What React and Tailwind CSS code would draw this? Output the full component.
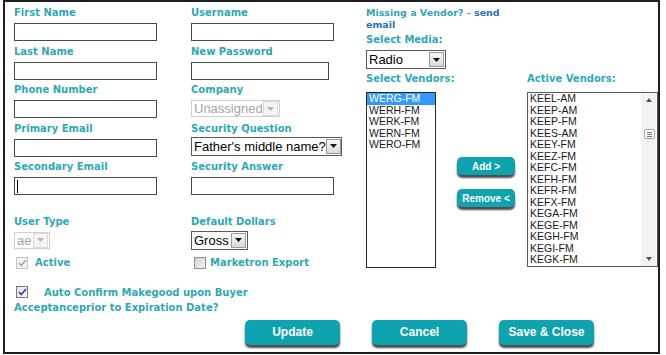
import React from 'react';

const vendors = ['WERG-FM', 'WERH-FM', 'WERK-FM', 'WERN-FM', 'WERO-FM'];
const active = [
  'KEEL-AM', 'KEEP-AM', 'KEEP-FM', 'KEES-AM', 'KEEY-FM', 'KEEZ-FM', 'KEFC-FM', 'KEFH-FM',
  'KEFR-FM', 'KEFX-FM', 'KEGA-FM', 'KEGE-FM', 'KEGH-FM', 'KEGI-FM', 'KEGK-FM',
];

const Label = ({ children, className = '' }) => (
  <div className={`h-[14px] whitespace-nowrap text-[10px] leading-[14px] font-bold text-[#2ea8b4] font-['DejaVu_Sans',sans-serif] ${className}`}>
    {children}
  </div>
);

const TextInput = ({ className = 'w-[143px]', caret = false }) => (
  <div className={`h-[18px] border border-[#4a4a4a] bg-white flex items-center ${className}`}>
    {caret && <div className="ml-[2px] h-[13px] w-[1px] bg-black" />}
  </div>
);

const Arrow = ({ disabled }) => (
  <div className={`mr-[1px] ml-auto flex h-[15px] w-[15px] shrink-0 items-center justify-center border ${disabled ? 'border-[#dadada] bg-[#f4f4f4]' : 'border-[#9a9a9a] bg-gradient-to-b from-[#f7f7f7] to-[#d9d9d9]'}`}>
    <svg width="7" height="4" viewBox="0 0 7 4">
      <path d="M0 0h7L3.5 4z" fill={disabled ? '#b5b5b5' : '#111'} />
    </svg>
  </div>
);

const Select = ({ value, className = '', disabled = false }) => (
  <div className={`flex items-center border bg-white font-['Liberation_Sans',Arial,sans-serif] text-[13px] leading-none ${disabled ? 'border-[#cfcfcf] text-[#a5a5a5]' : 'border-[#5a5a5a] text-black'} ${className}`}>
    <span className="pl-[2px] whitespace-nowrap">{value}</span>
    <Arrow disabled={disabled} />
  </div>
);

const Field = ({ label, children }) => (
  <div className="h-[38.5px]">
    <Label>{label}</Label>
    <div className="mt-[3px]">{children}</div>
  </div>
);

const Check = ({ variant }) => {
  if (variant === 'off') {
    return (
      <div className="h-[12px] w-[12px] border border-[#8e8e8e] bg-gradient-to-br from-[#d5d5d5] to-[#f5f5f5]" />
    );
  }
  const disabled = variant === 'disabled';
  return (
    <div className={`flex h-[12px] w-[12px] items-center justify-center border ${disabled ? 'border-[#c4c4c4] bg-[#f4f4f4]' : 'border-[#7a7a8e] bg-gradient-to-br from-[#e2e2ea] to-[#fafafa]'}`}>
      <svg width="9" height="8" viewBox="0 0 9 8">
        <path d="M1 4l2.3 2.5L8 1" fill="none" stroke={disabled ? '#a8a8a8' : '#3c3c9a'} strokeWidth="1.6" />
      </svg>
    </div>
  );
};

const TealButton = ({ children, className = '' }) => (
  <button className={`rounded-[5px] bg-[#0ea3ae] text-white font-bold font-['Liberation_Sans',Arial,sans-serif] shadow-[0_3px_2px_#4d4d4d] ${className}`}>
    {children}
  </button>
);

const ListBox = ({ items, selected, className = '' }) => (
  <div className={`overflow-hidden border border-[#2a2a2a] bg-white font-['Liberation_Sans',Arial,sans-serif] text-[10.5px] leading-[11px] text-[#1a1a1a] ${className}`}>
    {items.map((it) => (
      <div key={it} className={`h-[11.5px] pl-[2px] ${it === selected ? 'bg-[#3399ff] text-white' : ''}`}>{it}</div>
    ))}
  </div>
);

export default function App() {
  return (
    <div className="h-[355px] w-[666px] overflow-hidden bg-white">
      <div className="ml-[3px] h-[354px] w-[657px] border-2 border-[#1e1e1e] pl-[9px] pt-[4px]">
        <div className="flex">
          {/* Column 1 */}
          <div className="w-[177px]">
            <Field label="First Name"><TextInput /></Field>
            <Field label="Last Name"><TextInput /></Field>
            <Field label="Phone Number"><TextInput /></Field>
            <Field label="Primary Email"><TextInput /></Field>
            <Field label="Secondary Email"><TextInput caret /></Field>
            <div className="mt-[16px]">
              <Label>User Type</Label>
              <div className="mt-[3px]">
                <Select value="ae" disabled className="h-[17px] w-[36px]" />
              </div>
              <div className="mt-[7px] flex h-[14px] items-center">
                <div className="ml-[2px]"><Check variant="disabled" /></div>
                <Label className="ml-[7px]">Active</Label>
              </div>
            </div>
          </div>

          {/* Column 2 */}
          <div className="w-[175px]">
            <Field label="Username"><TextInput /></Field>
            <Field label="New Password"><TextInput className="w-[138px]" /></Field>
            <Field label="Company">
              <Select value="Unassigned" disabled className="h-[17px] w-[89px]" />
            </Field>
            <div className="h-[38.5px]">
              <Label>Security Question</Label>
              <div className="mt-[1px]">
                <Select value="Father's middle name?" className="h-[19px] w-[151px]" />
              </div>
            </div>
            <Field label="Security Answer"><TextInput /></Field>
            <div className="mt-[16px]">
              <Label>Default Dollars</Label>
              <div className="mt-[2px]">
                <Select value="Gross" className="h-[19px] w-[57px]" />
              </div>
              <div className="mt-[6px] flex h-[14px] items-center">
                <div className="ml-[3px]"><Check variant="off" /></div>
                <Label className="ml-[4px]">Marketron Export</Label>
              </div>
            </div>
          </div>

          {/* Column 3 */}
          <div className="flex-1">
            <div className="w-[145px] pt-[1px] text-[9.5px] leading-[12px] font-bold text-[#2ea8b4] font-['DejaVu_Sans',sans-serif]">
              <div>Missing a Vendor? - <span className="text-[#2a72b0]">send</span></div>
              <div className="text-[#2a72b0]">email</div>
            </div>
            <Label className="mt-[2px] text-[10.5px]">Select Media:</Label>
            <div className="mt-[3px]">
              <Select value="Radio" className="h-[19px] w-[80px]" />
            </div>
            <div className="mt-[3px] flex">
              <div className="w-[161px]">
                <Label className="text-[10.5px]">Select Vendors:</Label>
                <div className="mt-[6px] flex">
                  <ListBox items={vendors} selected="WERG-FM" className="h-[176px] w-[70px]" />
                  <div className="ml-[21px] mt-[65px] flex flex-col gap-[14px]">
                    <TealButton className="h-[18px] w-[58px] text-[10px]">Add &gt;</TealButton>
                    <TealButton className="h-[18px] w-[58px] text-[10px]">Remove &lt;</TealButton>
                  </div>
                </div>
              </div>
              <div>
                <Label className="text-[10.5px]">Active Vendors:</Label>
                <div className="mt-[6px] flex h-[175px] w-[131px] border border-[#5a5a5a] bg-white">
                  <ListBox items={active} className="h-full flex-1 border-0" />
                  <div className="flex w-[16px] flex-col items-center bg-[#f2f2f2]">
                    <svg className="mt-[5px]" width="6" height="4" viewBox="0 0 6 4">
                      <path d="M0 4h6L3 0z" fill="#555" />
                    </svg>
                    <div className="mt-[27px] flex h-[10px] w-[11px] flex-col items-center justify-center gap-[1px] rounded-[2px] border border-[#a5a5a5] bg-white">
                      <div className="h-[1px] w-[5px] bg-[#777]" />
                      <div className="h-[1px] w-[5px] bg-[#777]" />
                      <div className="h-[1px] w-[5px] bg-[#777]" />
                    </div>
                    <svg className="mt-auto mb-[5px]" width="6" height="4" viewBox="0 0 6 4">
                      <path d="M0 0h6L3 4z" fill="#555" />
                    </svg>
                  </div>
                </div>
              </div>
            </div>
          </div>
        </div>

        {/* Auto confirm */}
        <div className="mt-[15px] text-[10px] leading-[15px] font-bold text-[#2ea8b4] font-['DejaVu_Sans',sans-serif]">
          <div className="flex items-center">
            <div className="ml-[2px]"><Check variant="on" /></div>
            <span className="ml-[16px]">Auto Confirm Makegood upon Buyer</span>
          </div>
          <div>Acceptanceprior to Expiration Date?</div>
        </div>

        {/* Bottom buttons */}
        <div className="ml-[231px] mt-[5px] flex gap-[32px]">
          <TealButton className="h-[25px] w-[95px] text-[12px]">Update</TealButton>
          <TealButton className="h-[25px] w-[95px] text-[12px]">Cancel</TealButton>
          <TealButton className="h-[25px] w-[95px] text-[12px]">Save &amp; Close</TealButton>
        </div>
      </div>
    </div>
  );
}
__________
* **REQUIREMENT**:
Identify each line of the material where the word "full" shows up, and copy it.

* **CORRECT RESULT**:
What React and Tailwind CSS code would draw this? Output the full component.
                  <ListBox items={active} className="h-full flex-1 border-0" />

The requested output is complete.